Member Association: Volt Romania
Gender: Male
What strategy would you implement to recruit and retain highly specialised volunteers for the functional teams, for example in communications, policy, or data, over a full Board term?
The real problem isn’t recruitment. It’s retention. Volt attracts motivated people. It just doesn’t keep them long enough for that motivation to become useful.
For recruitment: identify the skill gaps first, then go looking. Generic volunteer calls produce generic volunteers. Targeted outreach to Volters with relevant professional backgrounds produces specialists. This is how I built moderation and content teams for Gameloft and League of Legends Romania. You recruit for a specific role, not for enthusiasm.
For retention: specialists disengage when their skills aren’t actually used. The fix is structured contribution pathways with clear scope, defined deliverables, and visible impact. At Booking Holdings and SCOR I designed programme frameworks where every contributor knew exactly what they owned and how it connected to the larger objective. Same logic applies here.
Concretely: a skills registry across functional teams, structured onboarding with defined 90-day contribution goals, and a quarterly review cycle to catch disengagement before people quietly disappear.
Retention is a systems problem. I build systems.
Non-executive Board members must both support and challenge the executives. Describe a situation where you would publicly back the Co-Presidents, and one where you would publicly dissent. What guides your choice?
The non-executive role exists because unchallenged leadership makes bad decisions with confidence. My default is constructive support. But support is not silence.
I would publicly back the Co-Presidents when they take an unpopular but strategically correct position that the organisation needs to hear. Leadership sometimes means absorbing short-term criticism to protect long-term direction. If the call is consistent with Volt’s values and backed by sound reasoning, visible Board support reinforces institutional credibility. I would stand behind it without hedging.
I would publicly dissent if a decision systematically disadvantaged newer member states or CEE chapters, whether in resource allocation, representation, or policy priority. Volt’s pan-European identity is not decorative. If the structure of decisions consistently favours established chapters at the expense of emerging ones, that is a values failure, not a tactical disagreement. I would say so, clearly and on the record.
The question that guides my choice: is this a difference in approach, or a difference in values? Approach differences get resolved internally through debate. Values failures get named publicly, because silence makes the Board complicit.
I come from environments where not speaking up always costs more than the discomfort of doing so. That doesn’t change because the context is political.
What would you do if you believed the Board was making a decision that conflicted with Volt Europa's core values?
Raise it internally, directly, and early. Not as a procedural complaint but as a substantive argument: here is the decision, here is the value it conflicts with, here is why that matters. Vague discomfort achieves nothing. Precise objection creates a record and forces a real response.
If the challenge is heard and the decision is revised or adequately justified, the process worked. That’s what deliberation is for.

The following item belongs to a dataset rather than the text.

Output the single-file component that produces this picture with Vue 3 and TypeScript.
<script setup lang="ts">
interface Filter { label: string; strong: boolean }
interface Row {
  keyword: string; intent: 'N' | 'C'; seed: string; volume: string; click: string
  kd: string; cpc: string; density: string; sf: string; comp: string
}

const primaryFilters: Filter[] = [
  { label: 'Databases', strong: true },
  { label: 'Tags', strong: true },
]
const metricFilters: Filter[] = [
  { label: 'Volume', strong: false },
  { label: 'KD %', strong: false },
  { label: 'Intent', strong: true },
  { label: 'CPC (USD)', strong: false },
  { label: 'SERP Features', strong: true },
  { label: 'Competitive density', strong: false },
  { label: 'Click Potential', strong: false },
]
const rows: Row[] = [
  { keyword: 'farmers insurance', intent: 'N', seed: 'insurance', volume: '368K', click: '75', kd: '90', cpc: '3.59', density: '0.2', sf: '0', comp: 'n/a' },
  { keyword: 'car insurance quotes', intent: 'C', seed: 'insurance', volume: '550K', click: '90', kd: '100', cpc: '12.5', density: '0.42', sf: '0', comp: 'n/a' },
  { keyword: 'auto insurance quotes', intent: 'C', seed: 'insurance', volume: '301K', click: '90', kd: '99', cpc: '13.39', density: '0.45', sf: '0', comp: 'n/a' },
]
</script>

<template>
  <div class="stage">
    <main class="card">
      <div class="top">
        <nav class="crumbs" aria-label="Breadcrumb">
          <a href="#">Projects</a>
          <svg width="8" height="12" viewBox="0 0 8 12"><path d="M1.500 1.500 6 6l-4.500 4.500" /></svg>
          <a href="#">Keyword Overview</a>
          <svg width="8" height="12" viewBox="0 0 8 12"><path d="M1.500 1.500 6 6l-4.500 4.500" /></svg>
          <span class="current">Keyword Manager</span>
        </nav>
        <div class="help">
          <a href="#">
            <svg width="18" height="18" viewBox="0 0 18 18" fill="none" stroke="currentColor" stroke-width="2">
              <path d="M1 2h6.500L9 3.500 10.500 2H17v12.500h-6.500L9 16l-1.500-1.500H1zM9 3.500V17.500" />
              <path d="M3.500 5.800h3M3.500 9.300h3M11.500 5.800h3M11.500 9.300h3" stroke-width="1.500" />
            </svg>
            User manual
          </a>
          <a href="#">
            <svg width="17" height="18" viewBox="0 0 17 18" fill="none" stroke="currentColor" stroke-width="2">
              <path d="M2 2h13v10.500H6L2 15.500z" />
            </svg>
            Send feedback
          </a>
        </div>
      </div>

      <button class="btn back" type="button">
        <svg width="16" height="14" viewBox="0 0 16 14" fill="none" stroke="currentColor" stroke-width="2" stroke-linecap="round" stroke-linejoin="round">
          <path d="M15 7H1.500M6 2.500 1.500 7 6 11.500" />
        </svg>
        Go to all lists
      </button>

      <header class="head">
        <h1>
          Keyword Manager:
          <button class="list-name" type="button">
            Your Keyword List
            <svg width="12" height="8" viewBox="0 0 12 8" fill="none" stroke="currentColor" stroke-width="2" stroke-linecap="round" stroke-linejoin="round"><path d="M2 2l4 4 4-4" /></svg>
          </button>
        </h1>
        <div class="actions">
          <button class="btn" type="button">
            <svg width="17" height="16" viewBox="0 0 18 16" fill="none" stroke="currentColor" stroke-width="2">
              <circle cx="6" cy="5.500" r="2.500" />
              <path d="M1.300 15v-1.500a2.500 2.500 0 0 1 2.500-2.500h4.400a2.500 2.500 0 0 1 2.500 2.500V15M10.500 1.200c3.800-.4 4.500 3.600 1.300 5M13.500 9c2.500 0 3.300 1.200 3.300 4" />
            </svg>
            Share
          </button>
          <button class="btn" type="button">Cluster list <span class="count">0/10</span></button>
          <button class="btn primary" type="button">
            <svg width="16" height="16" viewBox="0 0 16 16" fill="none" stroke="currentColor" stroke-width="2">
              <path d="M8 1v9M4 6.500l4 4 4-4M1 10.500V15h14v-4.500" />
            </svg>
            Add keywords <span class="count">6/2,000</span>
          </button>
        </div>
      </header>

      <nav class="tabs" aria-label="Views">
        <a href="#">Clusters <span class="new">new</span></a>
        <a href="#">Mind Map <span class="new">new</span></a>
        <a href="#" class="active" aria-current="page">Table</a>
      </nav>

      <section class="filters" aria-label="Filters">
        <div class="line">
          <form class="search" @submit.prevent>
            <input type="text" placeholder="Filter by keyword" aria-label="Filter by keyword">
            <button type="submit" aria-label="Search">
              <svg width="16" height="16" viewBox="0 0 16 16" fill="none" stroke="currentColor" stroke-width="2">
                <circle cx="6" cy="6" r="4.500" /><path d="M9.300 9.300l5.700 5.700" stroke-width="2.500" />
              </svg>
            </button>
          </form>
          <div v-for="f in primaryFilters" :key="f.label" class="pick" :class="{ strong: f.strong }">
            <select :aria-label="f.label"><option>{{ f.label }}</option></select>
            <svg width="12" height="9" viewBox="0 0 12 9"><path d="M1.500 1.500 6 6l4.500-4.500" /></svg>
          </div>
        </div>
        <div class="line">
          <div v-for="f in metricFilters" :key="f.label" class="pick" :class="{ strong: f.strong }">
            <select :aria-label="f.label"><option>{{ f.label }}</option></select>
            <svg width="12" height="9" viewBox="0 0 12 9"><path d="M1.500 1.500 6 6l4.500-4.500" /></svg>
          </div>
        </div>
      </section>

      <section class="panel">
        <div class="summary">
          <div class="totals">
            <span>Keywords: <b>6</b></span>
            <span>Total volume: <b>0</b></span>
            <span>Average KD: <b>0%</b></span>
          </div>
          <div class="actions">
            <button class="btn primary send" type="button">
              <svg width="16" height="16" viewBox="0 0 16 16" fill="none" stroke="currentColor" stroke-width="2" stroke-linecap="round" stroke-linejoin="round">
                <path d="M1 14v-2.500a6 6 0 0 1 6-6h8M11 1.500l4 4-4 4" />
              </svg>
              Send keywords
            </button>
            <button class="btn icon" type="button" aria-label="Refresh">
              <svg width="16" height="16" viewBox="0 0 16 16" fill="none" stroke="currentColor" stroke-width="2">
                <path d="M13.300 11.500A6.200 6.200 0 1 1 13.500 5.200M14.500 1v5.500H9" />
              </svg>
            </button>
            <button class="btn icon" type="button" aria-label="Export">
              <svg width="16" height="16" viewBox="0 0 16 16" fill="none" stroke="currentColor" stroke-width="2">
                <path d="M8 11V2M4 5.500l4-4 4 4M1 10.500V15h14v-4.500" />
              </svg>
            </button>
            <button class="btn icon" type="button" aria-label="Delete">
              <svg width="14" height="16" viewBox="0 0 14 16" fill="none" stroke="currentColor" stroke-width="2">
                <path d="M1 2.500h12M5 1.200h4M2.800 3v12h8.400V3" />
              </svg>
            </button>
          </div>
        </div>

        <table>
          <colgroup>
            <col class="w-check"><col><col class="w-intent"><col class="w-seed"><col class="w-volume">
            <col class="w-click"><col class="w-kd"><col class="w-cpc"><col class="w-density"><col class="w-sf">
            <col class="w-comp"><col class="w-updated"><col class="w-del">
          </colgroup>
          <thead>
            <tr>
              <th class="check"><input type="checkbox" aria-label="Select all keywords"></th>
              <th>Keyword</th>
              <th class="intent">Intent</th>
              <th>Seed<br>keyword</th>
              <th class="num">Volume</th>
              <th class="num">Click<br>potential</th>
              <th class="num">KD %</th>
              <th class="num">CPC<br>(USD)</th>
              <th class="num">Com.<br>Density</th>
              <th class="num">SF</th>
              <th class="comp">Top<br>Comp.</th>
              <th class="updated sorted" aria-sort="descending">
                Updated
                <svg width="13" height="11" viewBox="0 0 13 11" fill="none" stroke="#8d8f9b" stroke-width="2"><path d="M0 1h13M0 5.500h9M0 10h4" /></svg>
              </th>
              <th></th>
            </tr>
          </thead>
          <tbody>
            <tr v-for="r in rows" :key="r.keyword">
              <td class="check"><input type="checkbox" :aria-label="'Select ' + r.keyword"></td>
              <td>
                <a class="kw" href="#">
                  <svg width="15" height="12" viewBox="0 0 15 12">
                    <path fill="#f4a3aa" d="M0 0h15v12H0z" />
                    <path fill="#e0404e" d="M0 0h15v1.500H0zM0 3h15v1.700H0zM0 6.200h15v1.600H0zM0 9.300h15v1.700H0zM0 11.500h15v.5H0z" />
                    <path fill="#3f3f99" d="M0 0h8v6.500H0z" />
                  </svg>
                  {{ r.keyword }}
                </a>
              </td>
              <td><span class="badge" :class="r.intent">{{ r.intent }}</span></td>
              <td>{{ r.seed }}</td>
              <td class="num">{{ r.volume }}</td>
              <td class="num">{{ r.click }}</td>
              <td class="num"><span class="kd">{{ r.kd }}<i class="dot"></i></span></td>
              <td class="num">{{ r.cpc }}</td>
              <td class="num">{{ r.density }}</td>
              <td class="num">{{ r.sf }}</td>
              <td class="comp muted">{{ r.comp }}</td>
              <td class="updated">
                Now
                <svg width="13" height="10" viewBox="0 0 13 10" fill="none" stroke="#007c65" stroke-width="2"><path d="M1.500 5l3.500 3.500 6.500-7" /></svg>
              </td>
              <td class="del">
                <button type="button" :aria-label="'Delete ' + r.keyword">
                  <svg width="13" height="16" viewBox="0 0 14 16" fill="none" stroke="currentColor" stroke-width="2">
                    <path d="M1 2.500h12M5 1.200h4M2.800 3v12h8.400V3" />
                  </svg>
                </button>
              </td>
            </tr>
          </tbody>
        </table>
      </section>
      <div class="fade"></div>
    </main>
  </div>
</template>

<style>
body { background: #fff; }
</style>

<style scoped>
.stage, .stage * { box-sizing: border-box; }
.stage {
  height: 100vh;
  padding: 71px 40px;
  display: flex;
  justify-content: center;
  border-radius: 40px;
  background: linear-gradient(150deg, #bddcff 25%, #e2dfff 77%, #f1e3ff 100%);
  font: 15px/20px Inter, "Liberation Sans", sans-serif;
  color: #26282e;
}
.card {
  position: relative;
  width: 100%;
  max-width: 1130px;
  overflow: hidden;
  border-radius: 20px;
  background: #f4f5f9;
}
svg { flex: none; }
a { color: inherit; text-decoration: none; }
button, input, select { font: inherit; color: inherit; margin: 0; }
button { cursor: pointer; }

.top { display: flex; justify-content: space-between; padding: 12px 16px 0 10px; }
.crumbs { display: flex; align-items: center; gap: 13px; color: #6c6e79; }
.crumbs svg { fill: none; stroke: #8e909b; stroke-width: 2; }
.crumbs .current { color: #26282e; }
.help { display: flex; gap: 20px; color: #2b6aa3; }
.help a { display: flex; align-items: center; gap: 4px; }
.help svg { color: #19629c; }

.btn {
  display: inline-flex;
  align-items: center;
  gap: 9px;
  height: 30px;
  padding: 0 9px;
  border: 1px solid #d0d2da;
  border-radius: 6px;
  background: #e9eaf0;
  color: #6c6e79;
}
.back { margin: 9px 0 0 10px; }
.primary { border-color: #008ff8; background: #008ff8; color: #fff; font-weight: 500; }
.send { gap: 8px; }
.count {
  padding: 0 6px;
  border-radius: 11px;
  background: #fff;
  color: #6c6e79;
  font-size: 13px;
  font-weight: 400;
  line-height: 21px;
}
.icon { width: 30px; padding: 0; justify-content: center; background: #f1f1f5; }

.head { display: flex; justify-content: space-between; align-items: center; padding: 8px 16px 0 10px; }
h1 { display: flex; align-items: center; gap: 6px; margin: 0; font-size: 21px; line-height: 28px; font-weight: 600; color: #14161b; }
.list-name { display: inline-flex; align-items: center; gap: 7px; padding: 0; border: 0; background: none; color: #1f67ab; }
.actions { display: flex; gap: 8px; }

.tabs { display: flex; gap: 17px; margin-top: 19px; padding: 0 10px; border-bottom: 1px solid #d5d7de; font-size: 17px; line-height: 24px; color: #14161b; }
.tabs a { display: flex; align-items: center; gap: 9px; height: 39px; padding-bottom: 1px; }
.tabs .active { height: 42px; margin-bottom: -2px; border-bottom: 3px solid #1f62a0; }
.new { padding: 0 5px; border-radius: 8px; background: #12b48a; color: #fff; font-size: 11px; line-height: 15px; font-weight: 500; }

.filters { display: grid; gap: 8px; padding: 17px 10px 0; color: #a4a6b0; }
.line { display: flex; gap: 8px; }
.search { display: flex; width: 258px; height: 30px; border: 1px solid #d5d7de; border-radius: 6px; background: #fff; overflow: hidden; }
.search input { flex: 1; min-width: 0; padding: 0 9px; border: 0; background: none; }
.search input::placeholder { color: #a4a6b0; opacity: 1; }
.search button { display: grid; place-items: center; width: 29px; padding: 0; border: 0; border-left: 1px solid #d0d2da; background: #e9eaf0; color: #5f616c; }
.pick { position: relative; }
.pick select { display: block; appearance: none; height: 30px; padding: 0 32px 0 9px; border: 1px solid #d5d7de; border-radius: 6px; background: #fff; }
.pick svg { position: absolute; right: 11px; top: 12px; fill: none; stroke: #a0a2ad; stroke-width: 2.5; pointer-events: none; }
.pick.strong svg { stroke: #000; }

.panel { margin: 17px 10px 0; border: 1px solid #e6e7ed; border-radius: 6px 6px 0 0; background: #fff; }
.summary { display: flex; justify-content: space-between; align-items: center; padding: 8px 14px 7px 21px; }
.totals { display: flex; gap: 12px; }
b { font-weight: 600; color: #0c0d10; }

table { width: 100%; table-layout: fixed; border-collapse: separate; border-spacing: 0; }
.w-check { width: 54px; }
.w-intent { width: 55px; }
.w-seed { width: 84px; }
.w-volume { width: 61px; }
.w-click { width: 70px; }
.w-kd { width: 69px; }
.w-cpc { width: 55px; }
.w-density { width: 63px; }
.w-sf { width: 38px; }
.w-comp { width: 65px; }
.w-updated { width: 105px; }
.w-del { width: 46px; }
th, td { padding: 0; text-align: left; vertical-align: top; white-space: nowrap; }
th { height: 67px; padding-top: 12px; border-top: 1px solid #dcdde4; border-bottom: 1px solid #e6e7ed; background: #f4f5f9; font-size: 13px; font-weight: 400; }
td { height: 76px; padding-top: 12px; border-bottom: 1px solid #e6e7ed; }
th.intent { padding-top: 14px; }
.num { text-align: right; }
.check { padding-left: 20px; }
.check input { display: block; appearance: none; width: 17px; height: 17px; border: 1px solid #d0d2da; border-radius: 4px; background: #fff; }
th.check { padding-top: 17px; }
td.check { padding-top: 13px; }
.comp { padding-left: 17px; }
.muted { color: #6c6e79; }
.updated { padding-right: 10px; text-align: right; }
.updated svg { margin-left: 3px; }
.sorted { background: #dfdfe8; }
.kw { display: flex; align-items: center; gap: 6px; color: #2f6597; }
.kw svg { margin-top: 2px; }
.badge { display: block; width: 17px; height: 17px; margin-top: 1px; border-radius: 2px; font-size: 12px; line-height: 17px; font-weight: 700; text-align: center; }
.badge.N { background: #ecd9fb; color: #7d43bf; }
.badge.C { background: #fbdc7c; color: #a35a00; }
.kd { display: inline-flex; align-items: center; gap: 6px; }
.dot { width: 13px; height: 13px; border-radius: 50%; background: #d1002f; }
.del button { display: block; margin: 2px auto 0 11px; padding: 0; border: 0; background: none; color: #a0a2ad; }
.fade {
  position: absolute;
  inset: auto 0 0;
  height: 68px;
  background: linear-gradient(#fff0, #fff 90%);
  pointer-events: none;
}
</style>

If the decision proceeds unchanged despite a clear values conflict, I escalate to the Council and go on record publicly. Not to cause disruption, but because accountability requires visibility. A Board that can override its own values without consequence has no values, only preferences.
In disaster recovery there is a principle: a failure you cannot see is worse than one you can, because it compounds undetected. The same applies to governance. The moment a values breach becomes something the Board manages quietly rather than addresses transparently, institutional trust starts eroding. And that damage is cumulative.
I would not let that happen quietly.